*Collected material*:

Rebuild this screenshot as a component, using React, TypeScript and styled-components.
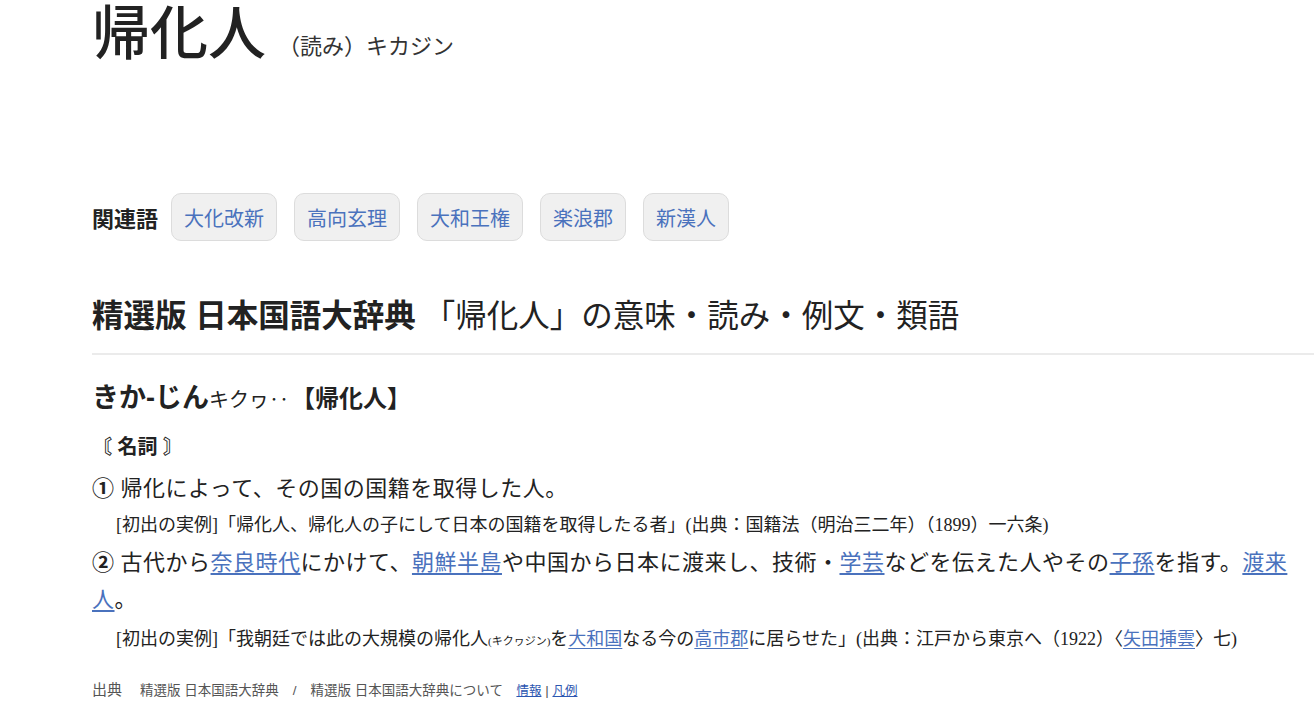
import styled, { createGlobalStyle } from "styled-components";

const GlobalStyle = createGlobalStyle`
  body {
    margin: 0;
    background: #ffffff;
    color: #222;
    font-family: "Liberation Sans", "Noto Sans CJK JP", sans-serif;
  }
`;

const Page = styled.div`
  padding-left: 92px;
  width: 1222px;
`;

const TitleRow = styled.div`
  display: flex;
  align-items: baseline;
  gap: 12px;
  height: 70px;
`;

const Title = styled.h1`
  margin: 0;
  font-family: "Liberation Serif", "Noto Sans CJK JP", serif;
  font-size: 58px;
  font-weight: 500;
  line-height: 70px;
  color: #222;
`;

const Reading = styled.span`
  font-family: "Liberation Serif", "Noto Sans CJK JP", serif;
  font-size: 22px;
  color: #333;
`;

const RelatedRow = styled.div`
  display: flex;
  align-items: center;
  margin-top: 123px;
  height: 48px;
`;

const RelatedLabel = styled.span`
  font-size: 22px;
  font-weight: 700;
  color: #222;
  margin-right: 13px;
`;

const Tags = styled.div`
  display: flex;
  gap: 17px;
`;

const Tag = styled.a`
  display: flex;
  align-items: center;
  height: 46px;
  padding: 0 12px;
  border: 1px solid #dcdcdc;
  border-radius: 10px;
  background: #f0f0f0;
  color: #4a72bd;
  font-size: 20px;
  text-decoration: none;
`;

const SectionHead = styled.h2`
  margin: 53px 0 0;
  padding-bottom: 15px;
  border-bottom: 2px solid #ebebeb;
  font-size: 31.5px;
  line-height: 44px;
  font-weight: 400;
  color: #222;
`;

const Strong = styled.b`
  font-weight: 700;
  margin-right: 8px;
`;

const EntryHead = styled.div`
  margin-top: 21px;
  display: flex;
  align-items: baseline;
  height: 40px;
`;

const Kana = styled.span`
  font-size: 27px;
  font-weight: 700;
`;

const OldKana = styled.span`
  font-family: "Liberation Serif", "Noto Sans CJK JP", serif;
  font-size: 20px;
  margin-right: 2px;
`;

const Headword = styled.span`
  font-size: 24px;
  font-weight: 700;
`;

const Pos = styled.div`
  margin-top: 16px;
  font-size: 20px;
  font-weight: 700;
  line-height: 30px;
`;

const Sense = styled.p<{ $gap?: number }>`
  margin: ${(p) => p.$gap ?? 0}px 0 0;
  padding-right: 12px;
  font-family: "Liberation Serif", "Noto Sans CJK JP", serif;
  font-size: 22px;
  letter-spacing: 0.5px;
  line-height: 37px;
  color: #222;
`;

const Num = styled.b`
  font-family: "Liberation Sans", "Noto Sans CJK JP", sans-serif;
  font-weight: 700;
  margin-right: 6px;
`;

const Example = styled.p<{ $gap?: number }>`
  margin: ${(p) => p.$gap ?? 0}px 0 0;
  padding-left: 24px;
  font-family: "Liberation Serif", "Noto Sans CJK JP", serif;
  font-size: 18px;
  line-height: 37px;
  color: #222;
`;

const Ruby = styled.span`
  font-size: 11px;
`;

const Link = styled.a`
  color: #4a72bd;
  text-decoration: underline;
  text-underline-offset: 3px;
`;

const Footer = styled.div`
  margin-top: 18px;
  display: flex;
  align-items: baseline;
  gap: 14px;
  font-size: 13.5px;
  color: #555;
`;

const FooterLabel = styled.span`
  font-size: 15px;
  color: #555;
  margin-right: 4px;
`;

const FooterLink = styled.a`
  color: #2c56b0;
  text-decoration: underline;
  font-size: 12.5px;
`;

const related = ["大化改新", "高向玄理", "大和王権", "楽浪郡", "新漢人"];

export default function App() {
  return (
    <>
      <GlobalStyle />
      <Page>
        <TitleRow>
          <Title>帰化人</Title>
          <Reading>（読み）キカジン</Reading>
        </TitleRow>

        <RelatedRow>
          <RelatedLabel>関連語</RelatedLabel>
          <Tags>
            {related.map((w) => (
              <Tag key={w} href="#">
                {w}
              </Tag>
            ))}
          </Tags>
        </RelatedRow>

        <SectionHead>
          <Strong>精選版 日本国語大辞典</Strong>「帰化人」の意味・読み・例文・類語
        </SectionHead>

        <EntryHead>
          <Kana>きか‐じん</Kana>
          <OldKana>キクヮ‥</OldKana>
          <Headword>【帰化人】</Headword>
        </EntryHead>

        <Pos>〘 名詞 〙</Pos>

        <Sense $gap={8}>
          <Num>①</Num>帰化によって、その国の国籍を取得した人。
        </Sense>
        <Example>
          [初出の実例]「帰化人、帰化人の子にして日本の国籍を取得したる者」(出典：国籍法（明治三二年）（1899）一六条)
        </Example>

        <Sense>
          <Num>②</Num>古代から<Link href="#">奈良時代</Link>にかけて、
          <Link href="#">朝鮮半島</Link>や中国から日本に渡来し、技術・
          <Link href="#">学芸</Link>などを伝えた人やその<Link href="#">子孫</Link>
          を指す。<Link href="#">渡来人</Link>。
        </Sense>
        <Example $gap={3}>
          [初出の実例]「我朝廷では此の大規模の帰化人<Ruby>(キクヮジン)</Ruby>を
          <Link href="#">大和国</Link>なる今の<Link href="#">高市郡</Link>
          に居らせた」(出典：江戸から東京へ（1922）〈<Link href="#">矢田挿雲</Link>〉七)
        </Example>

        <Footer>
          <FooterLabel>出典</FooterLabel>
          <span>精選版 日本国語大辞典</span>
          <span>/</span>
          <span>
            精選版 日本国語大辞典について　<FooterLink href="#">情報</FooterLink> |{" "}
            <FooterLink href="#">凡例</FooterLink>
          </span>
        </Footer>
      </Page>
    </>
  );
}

*Stated problem*:
Omit the pictures, then quote the rest of the material above exactly.

*Task output*:
Rebuild this screenshot as a component, using React, TypeScript and styled-components.
import styled, { createGlobalStyle } from "styled-components";

const GlobalStyle = createGlobalStyle`
  body {
    margin: 0;
    background: #ffffff;
    color: #222;
    font-family: "Liberation Sans", "Noto Sans CJK JP", sans-serif;
  }
`;

const Page = styled.div`
  padding-left: 92px;
  width: 1222px;
`;

const TitleRow = styled.div`
  display: flex;
  align-items: baseline;
  gap: 12px;
  height: 70px;
`;

const Title = styled.h1`
  margin: 0;
  font-family: "Liberation Serif", "Noto Sans CJK JP", serif;
  font-size: 58px;
  font-weight: 500;
  line-height: 70px;
  color: #222;
`;

const Reading = styled.span`
  font-family: "Liberation Serif", "Noto Sans CJK JP", serif;
  font-size: 22px;
  color: #333;
`;

const RelatedRow = styled.div`
  display: flex;
  align-items: center;
  margin-top: 123px;
  height: 48px;
`;

const RelatedLabel = styled.span`
  font-size: 22px;
  font-weight: 700;
  color: #222;
  margin-right: 13px;
`;

const Tags = styled.div`
  display: flex;
  gap: 17px;
`;

const Tag = styled.a`
  display: flex;
  align-items: center;
  height: 46px;
  padding: 0 12px;
  border: 1px solid #dcdcdc;
  border-radius: 10px;
  background: #f0f0f0;
  color: #4a72bd;
  font-size: 20px;
  text-decoration: none;
`;

const SectionHead = styled.h2`
  margin: 53px 0 0;
  padding-bottom: 15px;
  border-bottom: 2px solid #ebebeb;
  font-size: 31.5px;
  line-height: 44px;
  font-weight: 400;
  color: #222;
`;

const Strong = styled.b`
  font-weight: 700;
  margin-right: 8px;
`;

const EntryHead = styled.div`
  margin-top: 21px;
  display: flex;
  align-items: baseline;
  height: 40px;
`;

const Kana = styled.span`
  font-size: 27px;
  font-weight: 700;
`;

const OldKana = styled.span`
  font-family: "Liberation Serif", "Noto Sans CJK JP", serif;
  font-size: 20px;
  margin-right: 2px;
`;

const Headword = styled.span`
  font-size: 24px;
  font-weight: 700;
`;

const Pos = styled.div`
  margin-top: 16px;
  font-size: 20px;
  font-weight: 700;
  line-height: 30px;
`;

const Sense = styled.p<{ $gap?: number }>`
  margin: ${(p) => p.$gap ?? 0}px 0 0;
  padding-right: 12px;
  font-family: "Liberation Serif", "Noto Sans CJK JP", serif;
  font-size: 22px;
  letter-spacing: 0.5px;
  line-height: 37px;
  color: #222;
`;

const Num = styled.b`
  font-family: "Liberation Sans", "Noto Sans CJK JP", sans-serif;
  font-weight: 700;
  margin-right: 6px;
`;

const Example = styled.p<{ $gap?: number }>`
  margin: ${(p) => p.$gap ?? 0}px 0 0;
  padding-left: 24px;
  font-family: "Liberation Serif", "Noto Sans CJK JP", serif;
  font-size: 18px;
  line-height: 37px;
  color: #222;
`;

const Ruby = styled.span`
  font-size: 11px;
`;

const Link = styled.a`
  color: #4a72bd;
  text-decoration: underline;
  text-underline-offset: 3px;
`;

const Footer = styled.div`
  margin-top: 18px;
  display: flex;
  align-items: baseline;
  gap: 14px;
  font-size: 13.5px;
  color: #555;
`;

const FooterLabel = styled.span`
  font-size: 15px;
  color: #555;
  margin-right: 4px;
`;

const FooterLink = styled.a`
  color: #2c56b0;
  text-decoration: underline;
  font-size: 12.5px;
`;

const related = ["大化改新", "高向玄理", "大和王権", "楽浪郡", "新漢人"];

export default function App() {
  return (
    <>
      <GlobalStyle />
      <Page>
        <TitleRow>
          <Title>帰化人</Title>
          <Reading>（読み）キカジン</Reading>
        </TitleRow>

        <RelatedRow>
          <RelatedLabel>関連語</RelatedLabel>
          <Tags>
            {related.map((w) => (
              <Tag key={w} href="#">
                {w}
              </Tag>
            ))}
          </Tags>
        </RelatedRow>

        <SectionHead>
          <Strong>精選版 日本国語大辞典</Strong>「帰化人」の意味・読み・例文・類語
        </SectionHead>

        <EntryHead>
          <Kana>きか‐じん</Kana>
          <OldKana>キクヮ‥</OldKana>
          <Headword>【帰化人】</Headword>
        </EntryHead>

        <Pos>〘 名詞 〙</Pos>

        <Sense $gap={8}>
          <Num>①</Num>帰化によって、その国の国籍を取得した人。
        </Sense>
        <Example>
          [初出の実例]「帰化人、帰化人の子にして日本の国籍を取得したる者」(出典：国籍法（明治三二年）（1899）一六条)
        </Example>

        <Sense>
          <Num>②</Num>古代から<Link href="#">奈良時代</Link>にかけて、
          <Link href="#">朝鮮半島</Link>や中国から日本に渡来し、技術・
          <Link href="#">学芸</Link>などを伝えた人やその<Link href="#">子孫</Link>
          を指す。<Link href="#">渡来人</Link>。
        </Sense>
        <Example $gap={3}>
          [初出の実例]「我朝廷では此の大規模の帰化人<Ruby>(キクヮジン)</Ruby>を
          <Link href="#">大和国</Link>なる今の<Link href="#">高市郡</Link>
          に居らせた」(出典：江戸から東京へ（1922）〈<Link href="#">矢田挿雲</Link>〉七)
        </Example>

        <Footer>
          <FooterLabel>出典</FooterLabel>
          <span>精選版 日本国語大辞典</span>
          <span>/</span>
          <span>
            精選版 日本国語大辞典について　<FooterLink href="#">情報</FooterLink> |{" "}
            <FooterLink href="#">凡例</FooterLink>
          </span>
        </Footer>
      </Page>
    </>
  );
}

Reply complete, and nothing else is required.